На вопрос: «Какие обстоятельства мешают заниматься литературным трудом?» — ответ таков: «Низкая оплата труда, отсутствие пайка в связи с закрытием рынков, большая семья».
(Рынки, эти «рассадники безудержной спекуляции», были закрыты в июле-августе 1920-го вместе со всеми частными магазинами и мастерскими. Это была высшая и, как оказалось, последняя стадия военного коммунизма.)
Если у Гумилева вырвалось это — в официальной анкете! — значит, было очень трудно. Он был не из тех, кто в экстремальных условиях теряет достоинство. Можно вспомнить эпизод, случившийся на приеме в честь приехавшего в Петроград Уэллса. «Некто» (А. В. Амфитеатров), «распахивая пиджак, заговорил об ужасной грязи и нищете, в которых заставляют жить русских деятелей культуры… Гумилева особенно покоробило заявление о неделями не мытом белье писателей. Он повернулся к говорившему и произнес довольно громко: Parlez pour vous! («Говорите о себе!»)» (Лукницкая)[149]. И лишь иногда он позволял себе мрачно заметить: «Мне, Блоку, Ахматовой, Брюсову, Бальмонту можно бы дать то, что имеет каждый комиссар!» (О. Мочалова). «Каждый комиссар» имел в те годы пристойное трехразовое питание, отдельное жилье и «свежевымытую сорочку» — не больше. Но для знаменитейших поэтов и это было недоступно (впрочем, Брюсова Гумилев упомянул напрасно — тот-то был поэтом и комиссаром в одном лице) …
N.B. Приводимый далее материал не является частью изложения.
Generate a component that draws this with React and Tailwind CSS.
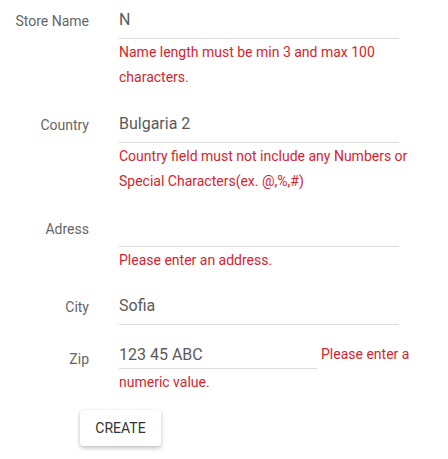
import React from 'react';

const font = { fontFamily: 'Roboto, "Liberation Sans", sans-serif' };

const Field = ({ label, value, error, className = '', labelPad = 'pt-[11px]' }) => (
  <div className={`flex items-start ${className}`}>
    <label className={`w-[89px] shrink-0 text-right text-[14px] leading-5 text-[#666] ${labelPad}`}>
      {label}
    </label>
    <div className="ml-[30px] w-[310px]">
      <div className="w-[280px] border-b border-[#ddd] pt-2 pb-[6px] text-[16px] leading-6 text-[#5a5a5a] min-h-[39px]">
        {value}
      </div>
      {error && <p className="pt-px text-[14px] leading-[25px] text-[#d0262f]">{error}</p>}
    </div>
  </div>
);

export default function App() {
  return (
    <div className="w-[448px] h-[459px] bg-white overflow-hidden" style={font}>
      <form onSubmit={(e) => e.preventDefault()}>
        <Field
          label="Store Name"
          value="N"
          error="Name length must be min 3 and max 100 characters."
          className="mb-[14px]"
        />
        <Field
          label="Country"
          value="Bulgaria 2"
          error="Country field must not include any Numbers or Special Characters(ex. @,%,#)"
          className="mb-[14px]"
        />
        <Field
          label="Adress"
          value=""
          error="Please enter an address."
          className="mb-[13px]"
        />
        <Field label="City" value="Sofia" className="mb-[17px]" />

        {/* zip: error flows inline after the input */}
        <div className="flex items-start">
          <label className="w-[89px] shrink-0 pt-[7px] text-right text-[14px] leading-5 text-[#666]">Zip</label>
          <div className="ml-[30px] w-[310px] text-[14px] leading-[25px] text-[#d0262f]">
            <span className="mr-[4px] mb-[1px] inline-block w-[198px] align-top border-b border-[#ddd] pt-[2px] pb-[2px] text-[16px] leading-[22px] text-[#5a5a5a]">
              123 45 ABC
            </span>
            Please enter a numeric value.
          </div>
        </div>

        <button
          type="submit"
          className="ml-[80px] mt-[15px] h-9 w-[81px] rounded-[3px] bg-white text-[14px] font-normal uppercase text-[#333] shadow-[0_2px_4px_rgba(0,0,0,0.25),0_0_1px_rgba(0,0,0,0.15)]"
        >
          Create
        </button>
      </form>
    </div>
  );
}
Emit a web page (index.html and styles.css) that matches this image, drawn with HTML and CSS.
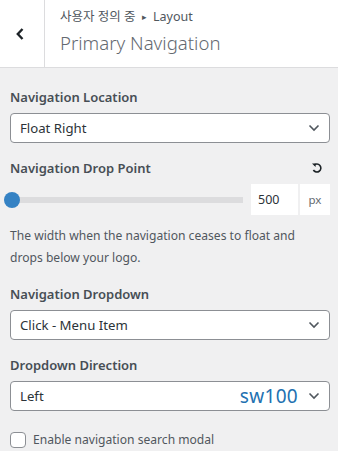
FILE: index.html
```html
<!DOCTYPE html>
<html lang="ko">
<head>
  <meta charset="UTF-8" />
  <meta name="viewport" content="width=device-width, initial-scale=1.0" />
  <title>Primary Navigation</title>
  <link rel="stylesheet" href="styles.css">
</head>
<body>
  <div class="panel-header">
    <button class="back-button" aria-label="Back">
      <svg width="10" height="14" viewBox="0 0 10 14"><path d="M7.5 2 L2.8 7 L7.5 12" fill="none" stroke="#1d2327" stroke-width="2.4"/></svg>
    </button>
    <div class="panel-title">
      <div class="crumb">사용자 정의 중 <span class="crumb-arrow">▸</span> Layout</div>
      <h2>Primary Navigation</h2>
    </div>
  </div>

  <div class="controls">
    <div class="control">
      <label class="control-label">Navigation Location</label>
      <div class="select">
        <span>Float Right</span>
        <svg class="chevron" width="12" height="8" viewBox="0 0 12 8"><path d="M1.5 1.5 L6 6 L10.5 1.5" fill="none" stroke="#50575e" stroke-width="1.6"/></svg>
      </div>
    </div>

    <div class="control">
      <div class="label-row">
        <label class="control-label">Navigation Drop Point</label>
        <svg class="reset" width="12" height="12" viewBox="0 0 12 12"><path d="M3 3.2 A4 4 0 1 1 2.4 8" fill="none" stroke="#1d2327" stroke-width="1.6"/><path d="M1 1.5 L4.6 1.5 L4.6 5 Z" fill="#1d2327"/></svg>
      </div>
      <div class="range-row">
        <div class="range">
          <div class="range-track"></div>
          <div class="range-thumb"></div>
        </div>
        <div class="number-input">500</div>
        <div class="unit">px</div>
      </div>
      <p class="description">The width when the navigation ceases to float and drops below your logo.</p>
    </div>

    <div class="control">
      <label class="control-label">Navigation Dropdown</label>
      <div class="select">
        <span>Click - Menu Item</span>
        <svg class="chevron" width="12" height="8" viewBox="0 0 12 8"><path d="M1.5 1.5 L6 6 L10.5 1.5" fill="none" stroke="#50575e" stroke-width="1.6"/></svg>
      </div>
    </div>

    <div class="control">
      <label class="control-label">Dropdown Direction</label>
      <div class="select">
        <span>Left</span>
        <span class="stamp">sw100</span>
        <svg class="chevron" width="12" height="8" viewBox="0 0 12 8"><path d="M1.5 1.5 L6 6 L10.5 1.5" fill="none" stroke="#50575e" stroke-width="1.6"/></svg>
      </div>
    </div>

    <label class="checkbox-row">
      <span class="checkbox"></span>
      Enable navigation search modal
    </label>
  </div>
</body>
</html>
```

FILE: styles.css
```css
body {
  margin: 0;
  background: #f0f0f1;
  font-family: "Segoe UI", "Noto Sans", "Noto Sans CJK KR", sans-serif;
  color: #3c434a;
  overflow: hidden;
}

.panel-header {
  display: flex;
  height: 67px;
  background: #fff;
  border-bottom: 1px solid #dcdcde;
}

.back-button {
  width: 45px;
  border: none;
  border-right: 1px solid #dcdcde;
  background: #fff;
  display: flex;
  align-items: center;
  justify-content: center;
  padding: 0 4px 0 0;
}

.panel-title {
  padding: 8px 0 0 15px;
}

.crumb {
  font-size: 12.5px;
  line-height: 18px;
  color: #50575e;
}

.crumb-arrow {
  font-size: 9px;
  margin: 0 3px;
  vertical-align: 1px;
}

.panel-title h2 {
  margin: 4px 0 0;
  font-size: 18.6px;
  font-weight: 300;
  line-height: 26px;
  color: #646970;
}

.controls {
  padding: 19px 8px 0 10px;
}

.control {
  margin-bottom: 15px;
}

.control-label {
  display: block;
  font-size: 13px;
  font-weight: 600;
  line-height: 20px;
  color: #474e55;
  margin-bottom: 6px;
}

.label-row {
  display: flex;
  justify-content: space-between;
  align-items: flex-start;
}

.reset {
  margin: 4px 7px 0 0;
}

.select {
  display: flex;
  align-items: center;
  height: 28px;
  border: 1px solid #8c8f94;
  border-radius: 4px;
  background: #fff;
  padding: 0 9px 0 9px;
  font-size: 13.2px;
  color: #2c3338;
}

.select span:first-child {
  flex: 1;
}

.stamp {
  color: #2271b1;
  font-size: 19px;
  margin-right: 10px;
  letter-spacing: 0.3px;
}

.range-row {
  display: flex;
  align-items: center;
}

.range {
  position: relative;
  flex: 1;
  height: 31px;
  margin-right: 8px;
}

.range-track {
  position: absolute;
  left: 2px;
  right: 0;
  top: 13px;
  height: 6px;
  background: #dcdcde;
}

.range-thumb {
  position: absolute;
  left: -6px;
  top: 8px;
  width: 16px;
  height: 16px;
  border-radius: 50%;
  background: #3582c4;
}

.number-input {
  width: 40px;
  height: 31px;
  line-height: 31px;
  background: #fff;
  padding-left: 7px;
  font-size: 12.5px;
  color: #2c3338;
  margin-right: 2px;
}

.unit {
  width: 30px;
  height: 31px;
  line-height: 31px;
  background: #fff;
  text-align: center;
  font-size: 11.5px;
  color: #646970;
}

.description {
  margin: 10px 0 0;
  font-size: 12.1px;
  line-height: 22px;
  color: #50575e;
}

.checkbox-row {
  display: flex;
  align-items: center;
  gap: 7px;
  font-size: 12.1px;
  color: #50575e;
  margin-top: 20px;
}

.checkbox {
  width: 14px;
  height: 14px;
  border: 1px solid #8c8f94;
  border-radius: 4px;
  background: #fff;
}
```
Все же без семьи Гумилев обустроился на Преображенской чуть вольготнее. По свидетельству Г. Иванова,
по советским временам парадная лестница была закрыта, и из передней вышел уютный маленький кабинет. Там над диваном висела картина тридцатых годов, изображавшая семью Гумилевых в гостиной…[150] Гумилев любил сидеть там у круглой железной печи, вороша угли игрушечной саблей своего сына. Там же на полке стоял большой детский барабан.